• **Given problem**:
Copy out the lines that have "components" in them.

• **Recorded data**:
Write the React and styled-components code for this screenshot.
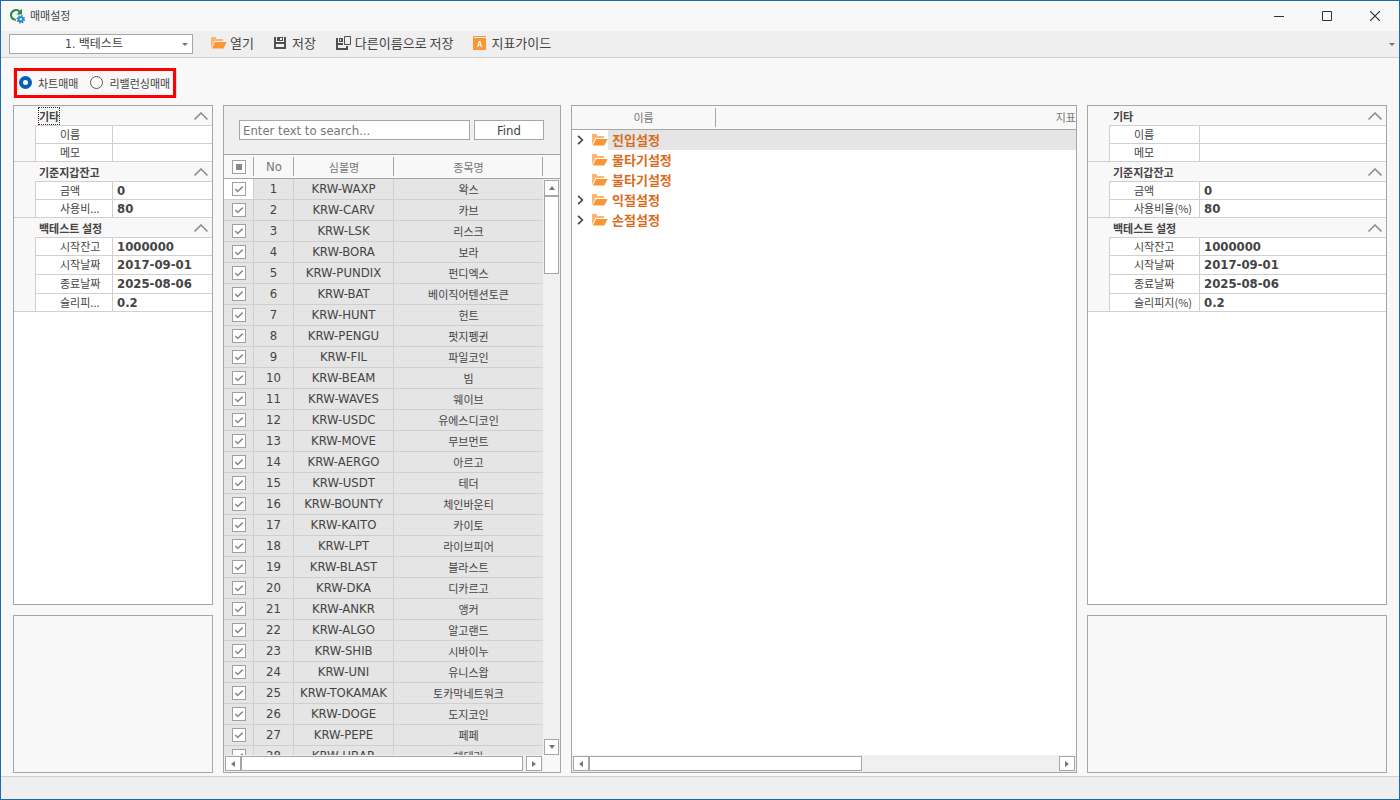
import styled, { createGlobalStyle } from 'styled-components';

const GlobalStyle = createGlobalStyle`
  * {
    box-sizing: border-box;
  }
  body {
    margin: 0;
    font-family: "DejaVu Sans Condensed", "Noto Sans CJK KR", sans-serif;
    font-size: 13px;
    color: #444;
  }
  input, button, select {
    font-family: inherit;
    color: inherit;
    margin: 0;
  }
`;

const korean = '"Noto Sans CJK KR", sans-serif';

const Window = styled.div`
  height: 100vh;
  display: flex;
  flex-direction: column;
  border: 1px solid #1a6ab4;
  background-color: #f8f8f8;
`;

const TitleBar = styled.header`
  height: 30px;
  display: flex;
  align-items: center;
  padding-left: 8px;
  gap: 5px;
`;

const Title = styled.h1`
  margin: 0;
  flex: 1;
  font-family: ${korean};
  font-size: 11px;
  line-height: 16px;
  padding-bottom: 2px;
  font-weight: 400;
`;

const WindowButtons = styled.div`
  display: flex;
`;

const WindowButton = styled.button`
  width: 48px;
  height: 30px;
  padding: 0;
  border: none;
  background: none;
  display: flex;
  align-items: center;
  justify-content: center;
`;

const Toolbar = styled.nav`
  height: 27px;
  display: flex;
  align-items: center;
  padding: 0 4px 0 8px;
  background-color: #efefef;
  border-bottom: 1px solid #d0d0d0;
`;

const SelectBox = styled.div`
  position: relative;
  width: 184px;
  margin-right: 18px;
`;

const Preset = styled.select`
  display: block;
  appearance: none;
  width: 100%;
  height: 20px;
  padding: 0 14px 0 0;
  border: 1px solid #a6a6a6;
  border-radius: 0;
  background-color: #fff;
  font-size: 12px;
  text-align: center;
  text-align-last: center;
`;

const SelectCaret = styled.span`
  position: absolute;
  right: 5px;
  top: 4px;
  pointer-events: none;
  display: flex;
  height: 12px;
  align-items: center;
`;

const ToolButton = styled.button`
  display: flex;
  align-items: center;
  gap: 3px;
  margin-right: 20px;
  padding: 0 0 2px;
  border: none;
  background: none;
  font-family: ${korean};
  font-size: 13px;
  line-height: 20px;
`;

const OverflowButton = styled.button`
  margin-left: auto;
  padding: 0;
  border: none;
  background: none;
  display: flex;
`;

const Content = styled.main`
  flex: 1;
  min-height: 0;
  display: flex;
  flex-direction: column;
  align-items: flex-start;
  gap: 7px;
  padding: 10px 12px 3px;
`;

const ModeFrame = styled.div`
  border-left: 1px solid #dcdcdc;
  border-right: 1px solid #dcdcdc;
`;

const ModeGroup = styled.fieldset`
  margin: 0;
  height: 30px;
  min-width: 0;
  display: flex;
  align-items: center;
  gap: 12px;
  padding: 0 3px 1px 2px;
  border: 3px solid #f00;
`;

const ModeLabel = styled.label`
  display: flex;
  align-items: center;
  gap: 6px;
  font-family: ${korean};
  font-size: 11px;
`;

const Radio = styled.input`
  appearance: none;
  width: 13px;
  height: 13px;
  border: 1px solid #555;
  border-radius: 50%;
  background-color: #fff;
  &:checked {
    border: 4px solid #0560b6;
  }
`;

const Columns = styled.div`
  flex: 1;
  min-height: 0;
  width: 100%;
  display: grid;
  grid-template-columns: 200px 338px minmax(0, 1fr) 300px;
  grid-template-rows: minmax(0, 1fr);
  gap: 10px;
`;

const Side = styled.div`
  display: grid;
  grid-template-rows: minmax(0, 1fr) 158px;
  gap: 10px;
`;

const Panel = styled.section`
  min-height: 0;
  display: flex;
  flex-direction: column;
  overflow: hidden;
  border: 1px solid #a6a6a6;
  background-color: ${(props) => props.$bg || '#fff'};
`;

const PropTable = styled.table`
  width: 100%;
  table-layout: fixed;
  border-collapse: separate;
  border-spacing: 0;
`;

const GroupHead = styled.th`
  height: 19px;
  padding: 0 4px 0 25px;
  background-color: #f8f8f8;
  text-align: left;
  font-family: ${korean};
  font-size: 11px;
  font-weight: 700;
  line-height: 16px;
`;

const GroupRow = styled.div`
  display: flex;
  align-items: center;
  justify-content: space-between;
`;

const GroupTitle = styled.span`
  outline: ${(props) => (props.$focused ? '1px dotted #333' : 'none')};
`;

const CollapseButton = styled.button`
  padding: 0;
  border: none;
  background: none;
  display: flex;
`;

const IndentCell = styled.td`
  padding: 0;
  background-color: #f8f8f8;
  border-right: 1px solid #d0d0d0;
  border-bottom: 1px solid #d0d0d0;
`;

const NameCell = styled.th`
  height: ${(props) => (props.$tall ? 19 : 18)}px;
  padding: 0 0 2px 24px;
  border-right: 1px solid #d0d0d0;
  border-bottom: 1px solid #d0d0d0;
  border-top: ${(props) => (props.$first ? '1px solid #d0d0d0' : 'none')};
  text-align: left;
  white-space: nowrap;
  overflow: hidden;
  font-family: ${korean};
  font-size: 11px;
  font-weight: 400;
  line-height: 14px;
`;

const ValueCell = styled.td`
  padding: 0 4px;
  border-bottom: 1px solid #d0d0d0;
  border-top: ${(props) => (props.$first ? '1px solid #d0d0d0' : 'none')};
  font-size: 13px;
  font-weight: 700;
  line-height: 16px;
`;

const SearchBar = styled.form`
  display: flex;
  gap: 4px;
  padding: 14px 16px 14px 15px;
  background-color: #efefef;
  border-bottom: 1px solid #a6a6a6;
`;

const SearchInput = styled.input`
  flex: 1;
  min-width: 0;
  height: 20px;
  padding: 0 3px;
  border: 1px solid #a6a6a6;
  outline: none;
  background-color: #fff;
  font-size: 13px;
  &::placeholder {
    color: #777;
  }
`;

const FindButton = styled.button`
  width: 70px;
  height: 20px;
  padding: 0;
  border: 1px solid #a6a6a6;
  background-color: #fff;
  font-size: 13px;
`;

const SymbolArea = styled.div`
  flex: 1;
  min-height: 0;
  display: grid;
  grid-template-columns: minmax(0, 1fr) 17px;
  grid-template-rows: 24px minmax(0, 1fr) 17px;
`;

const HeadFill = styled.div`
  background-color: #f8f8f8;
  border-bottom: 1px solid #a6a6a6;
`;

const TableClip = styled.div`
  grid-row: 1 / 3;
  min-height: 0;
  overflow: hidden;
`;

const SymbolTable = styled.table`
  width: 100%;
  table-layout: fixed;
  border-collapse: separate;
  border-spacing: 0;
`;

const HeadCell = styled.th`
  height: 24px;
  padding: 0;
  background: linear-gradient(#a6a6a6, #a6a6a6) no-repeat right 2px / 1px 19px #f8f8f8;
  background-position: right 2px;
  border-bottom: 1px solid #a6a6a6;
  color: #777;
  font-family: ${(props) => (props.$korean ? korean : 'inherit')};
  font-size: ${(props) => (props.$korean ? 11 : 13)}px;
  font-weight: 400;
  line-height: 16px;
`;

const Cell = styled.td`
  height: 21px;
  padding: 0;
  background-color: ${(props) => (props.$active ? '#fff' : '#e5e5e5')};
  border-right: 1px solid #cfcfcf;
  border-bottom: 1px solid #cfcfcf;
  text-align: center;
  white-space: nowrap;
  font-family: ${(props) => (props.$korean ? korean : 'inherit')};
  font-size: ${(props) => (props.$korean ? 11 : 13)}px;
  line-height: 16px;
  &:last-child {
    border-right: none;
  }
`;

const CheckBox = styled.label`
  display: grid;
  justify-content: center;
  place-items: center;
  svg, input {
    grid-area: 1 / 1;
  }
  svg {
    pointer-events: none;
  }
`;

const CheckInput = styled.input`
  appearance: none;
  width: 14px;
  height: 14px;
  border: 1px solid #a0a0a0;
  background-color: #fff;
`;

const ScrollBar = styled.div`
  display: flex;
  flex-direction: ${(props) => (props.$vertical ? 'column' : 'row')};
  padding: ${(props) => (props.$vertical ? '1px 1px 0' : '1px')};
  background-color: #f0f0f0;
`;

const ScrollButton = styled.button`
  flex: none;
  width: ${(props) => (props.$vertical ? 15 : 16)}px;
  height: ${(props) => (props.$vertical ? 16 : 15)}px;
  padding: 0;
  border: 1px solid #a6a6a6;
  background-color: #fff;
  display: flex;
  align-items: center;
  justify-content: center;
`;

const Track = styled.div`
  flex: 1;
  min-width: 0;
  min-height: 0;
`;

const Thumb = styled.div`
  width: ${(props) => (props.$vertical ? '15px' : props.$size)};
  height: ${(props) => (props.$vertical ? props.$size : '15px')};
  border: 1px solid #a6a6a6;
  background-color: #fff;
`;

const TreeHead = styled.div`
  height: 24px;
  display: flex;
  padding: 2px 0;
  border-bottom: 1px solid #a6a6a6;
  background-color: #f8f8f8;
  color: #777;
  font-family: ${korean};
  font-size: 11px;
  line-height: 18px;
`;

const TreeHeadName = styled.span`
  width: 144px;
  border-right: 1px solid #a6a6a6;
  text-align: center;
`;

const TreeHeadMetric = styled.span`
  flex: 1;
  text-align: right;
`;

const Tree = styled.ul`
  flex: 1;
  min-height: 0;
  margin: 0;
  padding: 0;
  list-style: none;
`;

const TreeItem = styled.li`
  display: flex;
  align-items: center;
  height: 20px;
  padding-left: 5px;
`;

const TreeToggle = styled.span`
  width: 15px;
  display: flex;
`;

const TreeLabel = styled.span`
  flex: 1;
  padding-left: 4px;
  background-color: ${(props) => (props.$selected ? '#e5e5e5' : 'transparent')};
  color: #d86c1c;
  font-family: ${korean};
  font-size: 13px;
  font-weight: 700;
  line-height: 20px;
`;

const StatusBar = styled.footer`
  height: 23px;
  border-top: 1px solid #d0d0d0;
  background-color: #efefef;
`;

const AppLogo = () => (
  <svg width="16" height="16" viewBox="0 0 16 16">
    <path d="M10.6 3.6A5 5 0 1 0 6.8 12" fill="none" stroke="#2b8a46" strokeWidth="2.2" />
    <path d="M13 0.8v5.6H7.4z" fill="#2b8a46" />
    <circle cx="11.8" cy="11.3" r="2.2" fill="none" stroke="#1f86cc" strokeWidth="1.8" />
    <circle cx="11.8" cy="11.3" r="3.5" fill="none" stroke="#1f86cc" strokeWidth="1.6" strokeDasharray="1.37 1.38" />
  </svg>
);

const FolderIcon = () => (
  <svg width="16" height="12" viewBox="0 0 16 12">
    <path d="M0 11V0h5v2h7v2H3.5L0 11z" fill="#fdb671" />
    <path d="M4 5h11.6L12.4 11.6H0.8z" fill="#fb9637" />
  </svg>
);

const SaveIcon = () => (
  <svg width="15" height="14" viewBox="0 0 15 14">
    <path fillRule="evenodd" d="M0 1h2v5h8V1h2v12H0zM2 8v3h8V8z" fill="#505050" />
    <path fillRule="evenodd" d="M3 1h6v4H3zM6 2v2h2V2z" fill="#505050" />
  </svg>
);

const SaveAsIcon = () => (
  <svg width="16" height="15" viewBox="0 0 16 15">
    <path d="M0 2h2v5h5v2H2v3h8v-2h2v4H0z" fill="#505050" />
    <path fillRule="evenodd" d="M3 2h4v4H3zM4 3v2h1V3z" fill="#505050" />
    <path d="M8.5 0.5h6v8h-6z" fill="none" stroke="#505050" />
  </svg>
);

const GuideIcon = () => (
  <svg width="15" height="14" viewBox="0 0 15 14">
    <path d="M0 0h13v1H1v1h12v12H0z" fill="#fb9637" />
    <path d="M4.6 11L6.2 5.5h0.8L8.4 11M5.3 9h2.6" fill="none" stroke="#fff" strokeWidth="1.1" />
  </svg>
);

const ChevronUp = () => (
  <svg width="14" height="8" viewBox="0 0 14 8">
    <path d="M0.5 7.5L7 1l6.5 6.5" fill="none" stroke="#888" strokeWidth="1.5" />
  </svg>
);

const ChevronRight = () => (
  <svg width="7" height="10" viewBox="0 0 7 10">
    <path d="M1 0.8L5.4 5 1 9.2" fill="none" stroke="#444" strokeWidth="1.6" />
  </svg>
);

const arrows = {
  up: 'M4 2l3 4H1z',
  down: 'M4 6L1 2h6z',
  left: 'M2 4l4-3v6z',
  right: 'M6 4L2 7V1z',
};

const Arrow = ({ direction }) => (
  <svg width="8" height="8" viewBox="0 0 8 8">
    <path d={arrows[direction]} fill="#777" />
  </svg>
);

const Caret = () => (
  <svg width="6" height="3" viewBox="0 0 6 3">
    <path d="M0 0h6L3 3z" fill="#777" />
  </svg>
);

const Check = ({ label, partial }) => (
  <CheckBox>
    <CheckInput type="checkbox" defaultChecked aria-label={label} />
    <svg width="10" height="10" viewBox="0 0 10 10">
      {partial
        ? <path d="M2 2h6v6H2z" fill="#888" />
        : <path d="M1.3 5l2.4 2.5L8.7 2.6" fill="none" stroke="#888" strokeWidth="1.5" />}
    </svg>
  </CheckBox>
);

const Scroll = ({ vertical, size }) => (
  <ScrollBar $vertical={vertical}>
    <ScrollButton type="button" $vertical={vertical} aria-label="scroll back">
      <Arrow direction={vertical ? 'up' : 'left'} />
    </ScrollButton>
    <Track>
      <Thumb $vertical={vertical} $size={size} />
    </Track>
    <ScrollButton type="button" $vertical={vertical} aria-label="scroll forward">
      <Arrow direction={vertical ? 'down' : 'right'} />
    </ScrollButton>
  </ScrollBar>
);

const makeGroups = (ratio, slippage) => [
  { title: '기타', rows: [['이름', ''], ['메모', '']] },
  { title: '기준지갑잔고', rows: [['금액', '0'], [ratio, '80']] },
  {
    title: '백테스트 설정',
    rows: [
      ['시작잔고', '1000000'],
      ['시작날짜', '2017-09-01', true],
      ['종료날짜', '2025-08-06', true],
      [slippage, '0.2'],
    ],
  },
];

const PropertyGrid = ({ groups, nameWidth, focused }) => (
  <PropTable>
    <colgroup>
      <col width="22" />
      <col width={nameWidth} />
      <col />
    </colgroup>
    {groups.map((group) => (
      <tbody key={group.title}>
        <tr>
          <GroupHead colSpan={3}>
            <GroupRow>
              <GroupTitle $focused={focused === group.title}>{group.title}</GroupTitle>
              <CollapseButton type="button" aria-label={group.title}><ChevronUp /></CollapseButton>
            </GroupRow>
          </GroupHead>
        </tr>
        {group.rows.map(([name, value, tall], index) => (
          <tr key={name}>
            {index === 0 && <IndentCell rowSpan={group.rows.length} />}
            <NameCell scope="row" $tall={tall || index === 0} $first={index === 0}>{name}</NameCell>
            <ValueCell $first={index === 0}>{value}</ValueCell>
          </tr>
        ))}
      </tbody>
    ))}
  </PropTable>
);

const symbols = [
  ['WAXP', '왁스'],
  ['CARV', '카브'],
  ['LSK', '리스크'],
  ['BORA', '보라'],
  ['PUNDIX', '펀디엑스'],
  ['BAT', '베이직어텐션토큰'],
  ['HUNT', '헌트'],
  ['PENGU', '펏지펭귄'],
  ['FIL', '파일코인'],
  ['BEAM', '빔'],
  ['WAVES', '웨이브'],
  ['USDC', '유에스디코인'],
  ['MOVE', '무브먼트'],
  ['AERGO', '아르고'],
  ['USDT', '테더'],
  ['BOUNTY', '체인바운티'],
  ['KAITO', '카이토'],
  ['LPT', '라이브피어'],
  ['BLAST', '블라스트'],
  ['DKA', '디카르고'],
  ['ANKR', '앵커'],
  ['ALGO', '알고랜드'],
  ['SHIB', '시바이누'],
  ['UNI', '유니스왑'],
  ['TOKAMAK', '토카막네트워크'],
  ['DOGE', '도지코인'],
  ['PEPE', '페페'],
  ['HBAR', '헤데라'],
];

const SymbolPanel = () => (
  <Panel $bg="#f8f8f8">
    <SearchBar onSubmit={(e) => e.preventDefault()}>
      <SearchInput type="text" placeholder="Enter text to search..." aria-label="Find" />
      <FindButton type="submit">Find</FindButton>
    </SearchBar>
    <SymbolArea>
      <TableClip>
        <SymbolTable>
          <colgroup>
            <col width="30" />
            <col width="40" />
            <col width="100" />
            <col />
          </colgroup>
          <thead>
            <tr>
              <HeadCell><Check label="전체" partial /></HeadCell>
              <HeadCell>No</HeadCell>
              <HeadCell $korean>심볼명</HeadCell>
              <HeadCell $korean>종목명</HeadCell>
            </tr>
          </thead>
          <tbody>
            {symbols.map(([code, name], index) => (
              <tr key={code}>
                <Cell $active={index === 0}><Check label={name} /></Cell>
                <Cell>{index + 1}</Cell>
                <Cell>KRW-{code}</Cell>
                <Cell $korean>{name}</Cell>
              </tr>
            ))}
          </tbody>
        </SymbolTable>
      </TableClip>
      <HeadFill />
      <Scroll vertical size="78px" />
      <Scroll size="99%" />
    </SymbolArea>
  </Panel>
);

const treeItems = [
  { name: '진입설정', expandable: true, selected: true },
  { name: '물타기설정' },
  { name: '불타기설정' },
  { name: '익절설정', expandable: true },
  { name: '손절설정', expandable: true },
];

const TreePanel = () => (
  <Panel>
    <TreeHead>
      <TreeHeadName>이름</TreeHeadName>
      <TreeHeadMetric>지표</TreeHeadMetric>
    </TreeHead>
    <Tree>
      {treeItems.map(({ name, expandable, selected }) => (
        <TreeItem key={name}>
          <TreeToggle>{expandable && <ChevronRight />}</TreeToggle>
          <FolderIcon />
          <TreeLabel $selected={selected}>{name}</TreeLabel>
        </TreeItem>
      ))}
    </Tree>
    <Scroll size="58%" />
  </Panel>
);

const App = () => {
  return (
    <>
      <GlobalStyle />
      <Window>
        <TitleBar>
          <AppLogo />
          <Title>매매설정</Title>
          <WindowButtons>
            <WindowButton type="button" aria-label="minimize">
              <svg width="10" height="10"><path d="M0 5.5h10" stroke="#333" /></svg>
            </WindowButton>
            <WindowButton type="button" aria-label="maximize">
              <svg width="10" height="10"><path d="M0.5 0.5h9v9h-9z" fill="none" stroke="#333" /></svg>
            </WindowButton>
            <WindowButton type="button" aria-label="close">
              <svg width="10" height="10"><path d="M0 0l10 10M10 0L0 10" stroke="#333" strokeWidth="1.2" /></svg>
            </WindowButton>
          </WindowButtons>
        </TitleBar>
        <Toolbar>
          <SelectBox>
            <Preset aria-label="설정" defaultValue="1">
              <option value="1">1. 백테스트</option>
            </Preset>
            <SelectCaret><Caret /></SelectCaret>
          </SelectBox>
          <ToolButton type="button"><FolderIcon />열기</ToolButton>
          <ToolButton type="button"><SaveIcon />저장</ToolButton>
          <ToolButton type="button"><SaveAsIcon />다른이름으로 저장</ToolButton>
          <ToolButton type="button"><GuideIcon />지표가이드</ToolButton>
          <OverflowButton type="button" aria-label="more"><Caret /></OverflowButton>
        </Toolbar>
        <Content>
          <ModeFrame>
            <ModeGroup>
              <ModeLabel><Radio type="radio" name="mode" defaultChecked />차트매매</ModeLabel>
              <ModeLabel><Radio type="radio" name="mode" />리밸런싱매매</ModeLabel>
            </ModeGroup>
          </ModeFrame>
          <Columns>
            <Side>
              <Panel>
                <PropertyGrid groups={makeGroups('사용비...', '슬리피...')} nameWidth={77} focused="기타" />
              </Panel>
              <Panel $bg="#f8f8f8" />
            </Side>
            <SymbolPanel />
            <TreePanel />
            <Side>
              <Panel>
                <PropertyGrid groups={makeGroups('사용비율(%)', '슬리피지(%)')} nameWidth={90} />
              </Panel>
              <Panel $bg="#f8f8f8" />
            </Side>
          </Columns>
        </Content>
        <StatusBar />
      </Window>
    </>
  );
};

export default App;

• **Problem solution**:
Write the React and styled-components code for this screenshot.
import styled, { createGlobalStyle } from 'styled-components';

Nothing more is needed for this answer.